The experience proved worthwhile. Immediately after graduating, Coon landed a full-time job in an investment bank. Later, it paid off again; In 2011, Coon left banking to start his own company, Avail, an online platform that helps independent landlords manage their properties. He said his time at College Works gave him a foundation in business principles he still uses today.
Over half of students graduating in 2017 have internship experience, according to the National Association of Colleges and Employers. The conversion rate, however, from internship to full-time job is down 1.3 percent for the graduating class of 2018.
Graduates of the College Works Painting internship, however, fare well in the job market. More than 90 percent of former interns have a college-graduate job three months after getting their degree. To find an internship that will help you build the skills for a full-time career, Coon and Matt Stewart, the co-CEO of College Works Painting, shared the following advice.

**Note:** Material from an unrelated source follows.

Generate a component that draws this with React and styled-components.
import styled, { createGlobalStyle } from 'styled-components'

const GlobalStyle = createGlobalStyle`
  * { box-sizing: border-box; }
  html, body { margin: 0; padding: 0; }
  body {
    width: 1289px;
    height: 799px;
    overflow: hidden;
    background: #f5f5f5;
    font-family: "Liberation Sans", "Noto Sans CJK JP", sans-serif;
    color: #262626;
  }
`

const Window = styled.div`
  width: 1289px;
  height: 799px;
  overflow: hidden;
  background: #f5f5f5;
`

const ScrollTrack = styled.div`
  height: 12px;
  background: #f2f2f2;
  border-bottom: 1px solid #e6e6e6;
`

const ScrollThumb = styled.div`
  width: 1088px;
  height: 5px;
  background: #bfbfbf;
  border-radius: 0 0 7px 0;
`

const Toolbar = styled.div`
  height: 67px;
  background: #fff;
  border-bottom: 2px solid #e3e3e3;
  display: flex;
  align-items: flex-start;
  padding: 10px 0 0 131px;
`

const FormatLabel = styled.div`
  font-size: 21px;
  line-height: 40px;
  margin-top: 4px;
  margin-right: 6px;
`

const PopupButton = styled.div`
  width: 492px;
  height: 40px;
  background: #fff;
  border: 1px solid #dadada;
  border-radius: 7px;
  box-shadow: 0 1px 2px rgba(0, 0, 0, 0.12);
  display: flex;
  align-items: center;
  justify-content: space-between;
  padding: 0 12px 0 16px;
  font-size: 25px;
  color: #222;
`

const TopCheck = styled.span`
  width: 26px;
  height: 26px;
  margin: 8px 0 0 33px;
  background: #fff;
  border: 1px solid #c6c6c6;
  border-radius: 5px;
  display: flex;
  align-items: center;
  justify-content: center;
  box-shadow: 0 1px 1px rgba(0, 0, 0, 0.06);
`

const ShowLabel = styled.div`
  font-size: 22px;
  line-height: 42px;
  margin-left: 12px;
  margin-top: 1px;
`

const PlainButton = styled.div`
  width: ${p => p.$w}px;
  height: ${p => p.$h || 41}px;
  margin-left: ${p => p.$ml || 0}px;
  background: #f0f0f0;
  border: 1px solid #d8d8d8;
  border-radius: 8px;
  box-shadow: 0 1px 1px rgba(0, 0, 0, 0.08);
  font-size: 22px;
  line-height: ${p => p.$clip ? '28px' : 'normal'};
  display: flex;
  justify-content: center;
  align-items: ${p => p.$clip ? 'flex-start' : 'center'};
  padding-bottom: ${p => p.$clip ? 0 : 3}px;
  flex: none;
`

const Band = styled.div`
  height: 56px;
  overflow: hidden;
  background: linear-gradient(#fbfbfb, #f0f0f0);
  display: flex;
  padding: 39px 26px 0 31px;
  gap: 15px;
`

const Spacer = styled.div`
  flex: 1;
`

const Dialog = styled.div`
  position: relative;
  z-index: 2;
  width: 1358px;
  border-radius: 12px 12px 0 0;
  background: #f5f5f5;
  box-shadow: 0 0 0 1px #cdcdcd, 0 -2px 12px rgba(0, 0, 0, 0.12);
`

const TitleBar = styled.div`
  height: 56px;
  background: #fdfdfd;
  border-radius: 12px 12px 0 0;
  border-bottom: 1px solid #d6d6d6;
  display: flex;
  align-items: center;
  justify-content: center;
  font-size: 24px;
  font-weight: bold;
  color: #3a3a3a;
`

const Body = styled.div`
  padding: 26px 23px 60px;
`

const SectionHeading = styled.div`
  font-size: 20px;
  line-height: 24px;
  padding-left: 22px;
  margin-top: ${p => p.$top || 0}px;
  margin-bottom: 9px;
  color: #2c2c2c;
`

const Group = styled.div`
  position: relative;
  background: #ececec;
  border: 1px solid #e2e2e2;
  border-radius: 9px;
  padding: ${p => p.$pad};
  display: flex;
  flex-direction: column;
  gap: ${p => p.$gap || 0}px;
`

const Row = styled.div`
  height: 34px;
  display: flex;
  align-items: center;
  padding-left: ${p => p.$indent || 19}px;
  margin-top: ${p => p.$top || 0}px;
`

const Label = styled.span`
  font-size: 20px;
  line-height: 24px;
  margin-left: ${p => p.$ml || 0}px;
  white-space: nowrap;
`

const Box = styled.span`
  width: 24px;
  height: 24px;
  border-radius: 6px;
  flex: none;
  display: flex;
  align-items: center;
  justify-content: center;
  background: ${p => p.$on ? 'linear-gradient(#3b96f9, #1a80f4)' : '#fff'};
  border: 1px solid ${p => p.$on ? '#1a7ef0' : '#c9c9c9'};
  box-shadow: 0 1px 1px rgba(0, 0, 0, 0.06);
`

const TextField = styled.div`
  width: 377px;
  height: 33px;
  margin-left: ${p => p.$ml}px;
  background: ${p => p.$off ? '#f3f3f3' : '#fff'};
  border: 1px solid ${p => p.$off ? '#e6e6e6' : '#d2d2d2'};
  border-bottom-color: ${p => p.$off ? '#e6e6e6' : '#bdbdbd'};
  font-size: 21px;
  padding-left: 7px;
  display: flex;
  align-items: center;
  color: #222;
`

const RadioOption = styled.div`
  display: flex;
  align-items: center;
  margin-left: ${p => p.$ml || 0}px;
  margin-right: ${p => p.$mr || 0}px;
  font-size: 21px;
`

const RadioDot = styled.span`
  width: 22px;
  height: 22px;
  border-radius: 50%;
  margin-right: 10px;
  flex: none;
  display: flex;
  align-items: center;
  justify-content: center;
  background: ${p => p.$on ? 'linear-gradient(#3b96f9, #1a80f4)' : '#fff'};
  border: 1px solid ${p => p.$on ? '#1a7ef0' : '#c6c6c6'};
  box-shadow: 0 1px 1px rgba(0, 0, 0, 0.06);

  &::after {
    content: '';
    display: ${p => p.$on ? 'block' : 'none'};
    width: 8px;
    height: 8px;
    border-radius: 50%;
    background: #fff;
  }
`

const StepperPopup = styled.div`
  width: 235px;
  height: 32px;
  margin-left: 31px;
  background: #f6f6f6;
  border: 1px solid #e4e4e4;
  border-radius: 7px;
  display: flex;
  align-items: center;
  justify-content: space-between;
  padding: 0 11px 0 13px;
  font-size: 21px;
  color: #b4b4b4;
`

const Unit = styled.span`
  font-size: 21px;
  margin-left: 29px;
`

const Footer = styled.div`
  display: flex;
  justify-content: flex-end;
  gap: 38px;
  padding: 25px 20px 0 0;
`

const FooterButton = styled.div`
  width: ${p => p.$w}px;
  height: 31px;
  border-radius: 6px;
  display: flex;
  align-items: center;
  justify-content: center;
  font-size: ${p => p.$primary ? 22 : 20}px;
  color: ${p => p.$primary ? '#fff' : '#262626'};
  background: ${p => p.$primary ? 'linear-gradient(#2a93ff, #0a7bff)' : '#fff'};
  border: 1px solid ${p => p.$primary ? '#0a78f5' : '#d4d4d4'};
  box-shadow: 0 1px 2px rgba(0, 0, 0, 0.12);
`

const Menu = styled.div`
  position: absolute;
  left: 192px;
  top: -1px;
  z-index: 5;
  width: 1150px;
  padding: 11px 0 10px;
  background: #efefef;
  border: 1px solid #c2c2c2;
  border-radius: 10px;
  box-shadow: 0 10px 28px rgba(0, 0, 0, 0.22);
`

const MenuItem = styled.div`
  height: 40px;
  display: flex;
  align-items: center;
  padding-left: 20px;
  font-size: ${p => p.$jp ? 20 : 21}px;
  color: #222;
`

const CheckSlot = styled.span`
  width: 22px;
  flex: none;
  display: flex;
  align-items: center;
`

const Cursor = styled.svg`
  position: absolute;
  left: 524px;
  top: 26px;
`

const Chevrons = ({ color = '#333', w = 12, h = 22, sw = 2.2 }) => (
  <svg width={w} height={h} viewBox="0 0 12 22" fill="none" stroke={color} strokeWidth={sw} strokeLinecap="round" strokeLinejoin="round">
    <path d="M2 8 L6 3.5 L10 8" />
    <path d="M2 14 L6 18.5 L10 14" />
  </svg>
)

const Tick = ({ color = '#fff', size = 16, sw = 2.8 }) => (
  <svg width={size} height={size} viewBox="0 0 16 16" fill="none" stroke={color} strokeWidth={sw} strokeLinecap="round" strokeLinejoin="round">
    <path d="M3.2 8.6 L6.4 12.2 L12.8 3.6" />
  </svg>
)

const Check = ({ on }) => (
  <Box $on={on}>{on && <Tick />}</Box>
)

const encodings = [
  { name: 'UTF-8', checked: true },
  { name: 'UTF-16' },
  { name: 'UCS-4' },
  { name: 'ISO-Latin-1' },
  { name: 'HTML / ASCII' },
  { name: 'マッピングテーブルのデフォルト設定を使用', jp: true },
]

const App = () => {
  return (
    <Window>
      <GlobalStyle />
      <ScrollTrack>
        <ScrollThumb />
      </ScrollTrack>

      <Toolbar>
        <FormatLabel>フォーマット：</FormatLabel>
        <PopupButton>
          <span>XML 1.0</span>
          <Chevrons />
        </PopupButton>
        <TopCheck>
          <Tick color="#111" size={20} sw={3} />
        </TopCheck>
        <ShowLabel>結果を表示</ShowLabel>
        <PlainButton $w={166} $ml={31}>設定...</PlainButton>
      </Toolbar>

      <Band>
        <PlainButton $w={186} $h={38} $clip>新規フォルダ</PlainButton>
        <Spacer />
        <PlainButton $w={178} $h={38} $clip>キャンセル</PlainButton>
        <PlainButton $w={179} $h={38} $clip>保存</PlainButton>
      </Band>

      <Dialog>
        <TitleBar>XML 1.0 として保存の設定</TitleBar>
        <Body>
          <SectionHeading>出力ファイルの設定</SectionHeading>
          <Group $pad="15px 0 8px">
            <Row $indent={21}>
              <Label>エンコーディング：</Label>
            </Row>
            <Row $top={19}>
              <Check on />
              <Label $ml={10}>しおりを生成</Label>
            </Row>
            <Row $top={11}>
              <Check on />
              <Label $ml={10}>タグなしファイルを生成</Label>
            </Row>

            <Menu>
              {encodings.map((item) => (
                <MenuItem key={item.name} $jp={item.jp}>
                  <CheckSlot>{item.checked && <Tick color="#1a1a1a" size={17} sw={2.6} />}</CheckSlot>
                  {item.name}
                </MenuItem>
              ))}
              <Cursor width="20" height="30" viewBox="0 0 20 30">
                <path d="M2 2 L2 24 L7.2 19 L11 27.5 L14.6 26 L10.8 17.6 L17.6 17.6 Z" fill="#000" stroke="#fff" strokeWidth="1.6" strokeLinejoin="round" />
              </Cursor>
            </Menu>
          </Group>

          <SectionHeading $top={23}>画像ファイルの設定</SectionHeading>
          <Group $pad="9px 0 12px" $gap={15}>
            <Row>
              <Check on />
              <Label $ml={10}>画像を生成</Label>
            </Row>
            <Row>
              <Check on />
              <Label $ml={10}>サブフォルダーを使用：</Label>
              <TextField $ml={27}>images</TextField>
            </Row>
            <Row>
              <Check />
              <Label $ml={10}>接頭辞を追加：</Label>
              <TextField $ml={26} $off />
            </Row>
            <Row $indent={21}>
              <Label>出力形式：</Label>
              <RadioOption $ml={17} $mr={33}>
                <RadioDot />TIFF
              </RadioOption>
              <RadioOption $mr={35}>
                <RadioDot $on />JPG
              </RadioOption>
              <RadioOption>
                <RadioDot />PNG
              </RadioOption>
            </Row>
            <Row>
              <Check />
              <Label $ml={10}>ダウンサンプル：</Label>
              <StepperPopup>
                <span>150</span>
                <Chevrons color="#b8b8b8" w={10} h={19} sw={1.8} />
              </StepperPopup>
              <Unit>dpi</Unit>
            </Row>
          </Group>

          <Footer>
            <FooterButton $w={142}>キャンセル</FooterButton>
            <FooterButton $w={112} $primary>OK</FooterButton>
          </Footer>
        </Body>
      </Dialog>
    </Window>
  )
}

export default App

Find an internship that will let you get your hands dirty instead of observing or shadowing others in an office environment.
“Take an educated guess on where you want to be in three years, five years and 10 years,” Coon said. “And try to gain experiences that will help you down the road.”
An internship outside of the industry where you want to end up may serve you well, as Coon found from his College Works Painting experience.
“It’s an incredibly difficult challenge, managing your own business — and that’s what our interns are doing,” Stewart said. “Doing is proving you have a work ethic, proving you have the skills.”
Stewart said the best internships are the ones that give opportunities to develop leadership skills, because students might not have them yet. Developing responsibility and focus are important, no matter what your career goals are.
College Works Painting interns have to face the real consequences of their business decisions.
“The stakes are real,” said Stewart. “There are real people depending on real income.” In addition, interns' bonuses are based on their profitability, an added incentive to work hard.
Coon found that running his own painting business helped him learn about focus, persistence and how crucial a good team is to success.
“Building anything of any significance takes a lot of time and hard work,” Coon said. “It can be tempting at times to give up but you have to stick with it and stay focused and keep working hard.”
One of the missions of College Works Painting is to show students the career options that are available to them, said Stewart.
“What we find is students today know what their parents do, what their best friend’s parents do and what’s on television,” Stewart said. “We try to expose them to new careers and help them find a career path while they are with us.”
Keeping an open mind and trying a lot of different things will serve you well in the long run, Stewart said. Sometimes, students will think they know exactly what they want to do – until they try it.